Required work
Restate all the material verbatim, except for the pictures.
** START OF Given information **
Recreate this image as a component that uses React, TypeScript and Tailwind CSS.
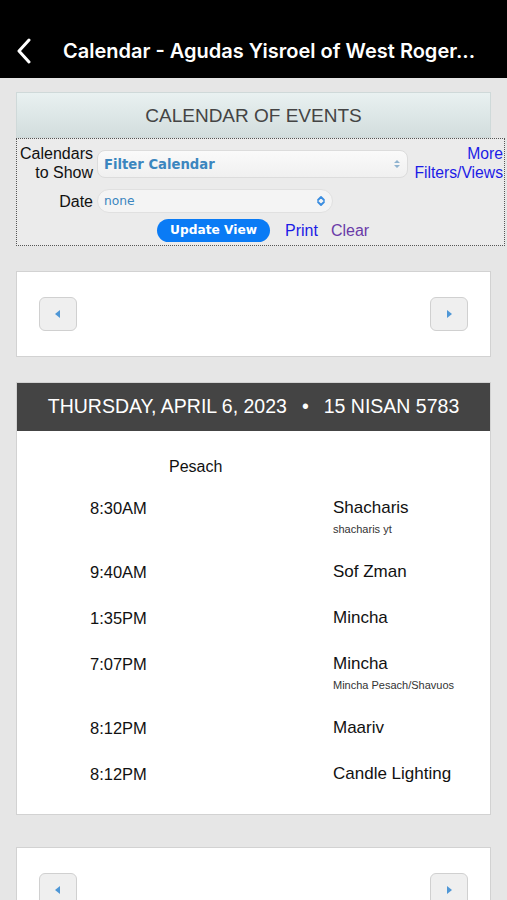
import React from "react";

function NavCard({ last }: { last?: boolean }) {
  return (
    <div className={`mx-4 bg-white border border-[#d2d2d2] flex justify-between px-[22px] pt-[25px] ${last ? "pb-[40px]" : "pb-[25px]"}`}>
      <button className="w-[38px] h-[34px] rounded-[6px] bg-[#efefef] border border-[#d0d0d0] flex items-center justify-center">
        <svg width="6" height="8" viewBox="0 0 6 8"><path d="M5 0 L0 4 L5 8 Z" fill="#4f97d6" /></svg>
      </button>
      <button className="w-[38px] h-[34px] rounded-[6px] bg-[#efefef] border border-[#d0d0d0] flex items-center justify-center">
        <svg width="6" height="8" viewBox="0 0 6 8"><path d="M1 0 L6 4 L1 8 Z" fill="#4f97d6" /></svg>
      </button>
    </div>
  );
}

const events = [
  { time: "8:30AM", title: "Shacharis", sub: "shacharis yt" },
  { time: "9:40AM", title: "Sof Zman" },
  { time: "1:35PM", title: "Mincha" },
  { time: "7:07PM", title: "Mincha", sub: "Mincha Pesach/Shavuos" },
  { time: "8:12PM", title: "Maariv" },
  { time: "8:12PM", title: "Candle Lighting" },
];

export default function App() {
  const sans = { fontFamily: '"Liberation Sans", Arial, sans-serif' };
  const dv = { fontFamily: '"DejaVu Sans", Verdana, sans-serif' };
  return (
    <div className="h-[900px] bg-[#e6e6e6] overflow-hidden" style={sans}>
      <div className="h-[78px] bg-black flex items-end pb-[14px]">
        <svg width="16" height="26" viewBox="0 0 16 26" className="ml-[16px]">
          <path d="M13 2 L3 13 L13 24" fill="none" stroke="white" strokeWidth="3" strokeLinecap="round" strokeLinejoin="round" />
        </svg>
        <div className="ml-[31px] text-white text-[20px] font-semibold leading-[26px] whitespace-nowrap" style={{ fontFamily: 'Inter, "Liberation Sans", sans-serif' }}>
          Calendar - Agudas Yisroel of West Roger...
        </div>
      </div>

      <div className="mt-[14px] ml-4 w-[475px] h-[46px] border border-[#cfd9d9] bg-gradient-to-b from-[#e9f1f1] to-[#d2dddd] flex items-center justify-center text-[19px] text-[#444] leading-none">
        CALENDAR OF EVENTS
      </div>

      <div className="ml-4 w-[489px] h-[108px] border border-dotted border-[#555] bg-[#ebebeb] text-[16px] leading-[19px] text-[#111]">
        <div className="flex items-start mt-[5px]">
          <div className="w-[76px] text-right">Calendars<br />to Show</div>
          <div className="ml-[4px] mt-[6px] w-[311px] h-[28px] rounded-[8px] border border-[#dcdcdc] bg-gradient-to-b from-[#fafafa] to-[#f0f0f0] flex items-center justify-between pl-[6px] pr-[6px]">
            <span className="text-[13.2px] font-bold text-[#3b86bf]" style={dv}>Filter Calendar</span>
            <svg width="8" height="10" viewBox="0 0 8 10"><path d="M1 4 L4 1 L7 4 Z M1 6 L4 9 L7 6 Z" fill="#8fb3cf" /></svg>
          </div>
          <div className="ml-auto mr-[1px] text-right text-[15.7px] text-[#1c1ce6]">More<br />Filters/Views</div>
        </div>
        <div className="flex items-center mt-[7px]">
          <div className="w-[76px] text-right">Date</div>
          <div className="ml-[4px] w-[236px] h-[24px] rounded-[12px] border border-[#e0e0e0] bg-[#f4f4f4] flex items-center justify-between pl-[6px] pr-[6px]">
            <span className="text-[12.3px] text-[#3b86bf]" style={dv}>none</span>
            <svg width="10" height="12" viewBox="0 0 10 12"><path d="M2 5 L5 2 L8 5 M2 7 L5 10 L8 7" fill="none" stroke="#3a8de0" strokeWidth="1.8" strokeLinecap="round" strokeLinejoin="round" /></svg>
          </div>
        </div>
        <div className="flex items-center mt-[6px]">
          <button className="ml-[140px] w-[113px] h-[23px] rounded-full bg-[#0a7bf5] text-white text-[12.2px] font-bold leading-none" style={dv}>Update View</button>
          <span className="ml-[15px] text-[#1c1ce6]">Print</span>
          <span className="ml-[13px] text-[#6a3aa8]">Clear</span>
        </div>
      </div>

      <div className="mt-[25px]">
        <NavCard />
      </div>

      <div className="mt-[25px] mx-4 bg-white border border-[#d2d2d2]">
        <div className="h-[48px] bg-[#444] flex items-center justify-center text-white text-[19.5px] leading-none whitespace-nowrap">
          THURSDAY, APRIL 6, 2023<span className="mx-[15px]">•</span>15 NISAN 5783
        </div>
        <div className="pl-[152px] pt-[26px] text-[16px] leading-[20px] text-[#111]">Pesach</div>
        <div className="pt-[21px] pb-[4px]">
          {events.map((e, i) => (
            <div key={i} className={`flex pl-[73px] ${e.sub ? "h-[64px]" : "h-[46px]"}`}>
              <div className="w-[243px] text-[16.5px] leading-[20px] text-[#111]">{e.time}</div>
              <div>
                <div className="text-[17px] leading-[20px] text-[#111]">{e.title}</div>
                {e.sub && <div className="mt-[4px] text-[11px] leading-[14px] text-[#333]">{e.sub}</div>}
              </div>
            </div>
          ))}
        </div>
      </div>

      <div className="mt-[32px]">
        <NavCard last />
      </div>
    </div>
  );
}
** END OF Given information **
Reply to the exercise
Recreate this image as a component that uses React, TypeScript and Tailwind CSS.
import React from "react";

function NavCard({ last }: { last?: boolean }) {
  return (
    <div className={`mx-4 bg-white border border-[#d2d2d2] flex justify-between px-[22px] pt-[25px] ${last ? "pb-[40px]" : "pb-[25px]"}`}>
      <button className="w-[38px] h-[34px] rounded-[6px] bg-[#efefef] border border-[#d0d0d0] flex items-center justify-center">
        <svg width="6" height="8" viewBox="0 0 6 8"><path d="M5 0 L0 4 L5 8 Z" fill="#4f97d6" /></svg>
      </button>
      <button className="w-[38px] h-[34px] rounded-[6px] bg-[#efefef] border border-[#d0d0d0] flex items-center justify-center">
        <svg width="6" height="8" viewBox="0 0 6 8"><path d="M1 0 L6 4 L1 8 Z" fill="#4f97d6" /></svg>
      </button>
    </div>
  );
}

const events = [
  { time: "8:30AM", title: "Shacharis", sub: "shacharis yt" },
  { time: "9:40AM", title: "Sof Zman" },
  { time: "1:35PM", title: "Mincha" },
  { time: "7:07PM", title: "Mincha", sub: "Mincha Pesach/Shavuos" },
  { time: "8:12PM", title: "Maariv" },
  { time: "8:12PM", title: "Candle Lighting" },
];

export default function App() {
  const sans = { fontFamily: '"Liberation Sans", Arial, sans-serif' };
  const dv = { fontFamily: '"DejaVu Sans", Verdana, sans-serif' };
  return (
    <div className="h-[900px] bg-[#e6e6e6] overflow-hidden" style={sans}>
      <div className="h-[78px] bg-black flex items-end pb-[14px]">
        <svg width="16" height="26" viewBox="0 0 16 26" className="ml-[16px]">
          <path d="M13 2 L3 13 L13 24" fill="none" stroke="white" strokeWidth="3" strokeLinecap="round" strokeLinejoin="round" />
        </svg>
        <div className="ml-[31px] text-white text-[20px] font-semibold leading-[26px] whitespace-nowrap" style={{ fontFamily: 'Inter, "Liberation Sans", sans-serif' }}>
          Calendar - Agudas Yisroel of West Roger...
        </div>
      </div>

      <div className="mt-[14px] ml-4 w-[475px] h-[46px] border border-[#cfd9d9] bg-gradient-to-b from-[#e9f1f1] to-[#d2dddd] flex items-center justify-center text-[19px] text-[#444] leading-none">
        CALENDAR OF EVENTS
      </div>

      <div className="ml-4 w-[489px] h-[108px] border border-dotted border-[#555] bg-[#ebebeb] text-[16px] leading-[19px] text-[#111]">
        <div className="flex items-start mt-[5px]">
          <div className="w-[76px] text-right">Calendars<br />to Show</div>
          <div className="ml-[4px] mt-[6px] w-[311px] h-[28px] rounded-[8px] border border-[#dcdcdc] bg-gradient-to-b from-[#fafafa] to-[#f0f0f0] flex items-center justify-between pl-[6px] pr-[6px]">
            <span className="text-[13.2px] font-bold text-[#3b86bf]" style={dv}>Filter Calendar</span>
            <svg width="8" height="10" viewBox="0 0 8 10"><path d="M1 4 L4 1 L7 4 Z M1 6 L4 9 L7 6 Z" fill="#8fb3cf" /></svg>
          </div>
          <div className="ml-auto mr-[1px] text-right text-[15.7px] text-[#1c1ce6]">More<br />Filters/Views</div>
        </div>
        <div className="flex items-center mt-[7px]">
          <div className="w-[76px] text-right">Date</div>
          <div className="ml-[4px] w-[236px] h-[24px] rounded-[12px] border border-[#e0e0e0] bg-[#f4f4f4] flex items-center justify-between pl-[6px] pr-[6px]">
            <span className="text-[12.3px] text-[#3b86bf]" style={dv}>none</span>
            <svg width="10" height="12" viewBox="0 0 10 12"><path d="M2 5 L5 2 L8 5 M2 7 L5 10 L8 7" fill="none" stroke="#3a8de0" strokeWidth="1.8" strokeLinecap="round" strokeLinejoin="round" /></svg>
          </div>
        </div>
        <div className="flex items-center mt-[6px]">
          <button className="ml-[140px] w-[113px] h-[23px] rounded-full bg-[#0a7bf5] text-white text-[12.2px] font-bold leading-none" style={dv}>Update View</button>
          <span className="ml-[15px] text-[#1c1ce6]">Print</span>
          <span className="ml-[13px] text-[#6a3aa8]">Clear</span>
        </div>
      </div>

      <div className="mt-[25px]">
        <NavCard />
      </div>

      <div className="mt-[25px] mx-4 bg-white border border-[#d2d2d2]">
        <div className="h-[48px] bg-[#444] flex items-center justify-center text-white text-[19.5px] leading-none whitespace-nowrap">
          THURSDAY, APRIL 6, 2023<span className="mx-[15px]">•</span>15 NISAN 5783
        </div>
        <div className="pl-[152px] pt-[26px] text-[16px] leading-[20px] text-[#111]">Pesach</div>
        <div className="pt-[21px] pb-[4px]">
          {events.map((e, i) => (
            <div key={i} className={`flex pl-[73px] ${e.sub ? "h-[64px]" : "h-[46px]"}`}>
              <div className="w-[243px] text-[16.5px] leading-[20px] text-[#111]">{e.time}</div>
              <div>
                <div className="text-[17px] leading-[20px] text-[#111]">{e.title}</div>
                {e.sub && <div className="mt-[4px] text-[11px] leading-[14px] text-[#333]">{e.sub}</div>}
              </div>
            </div>
          ))}
        </div>
      </div>

      <div className="mt-[32px]">
        <NavCard last />
      </div>
    </div>
  );
}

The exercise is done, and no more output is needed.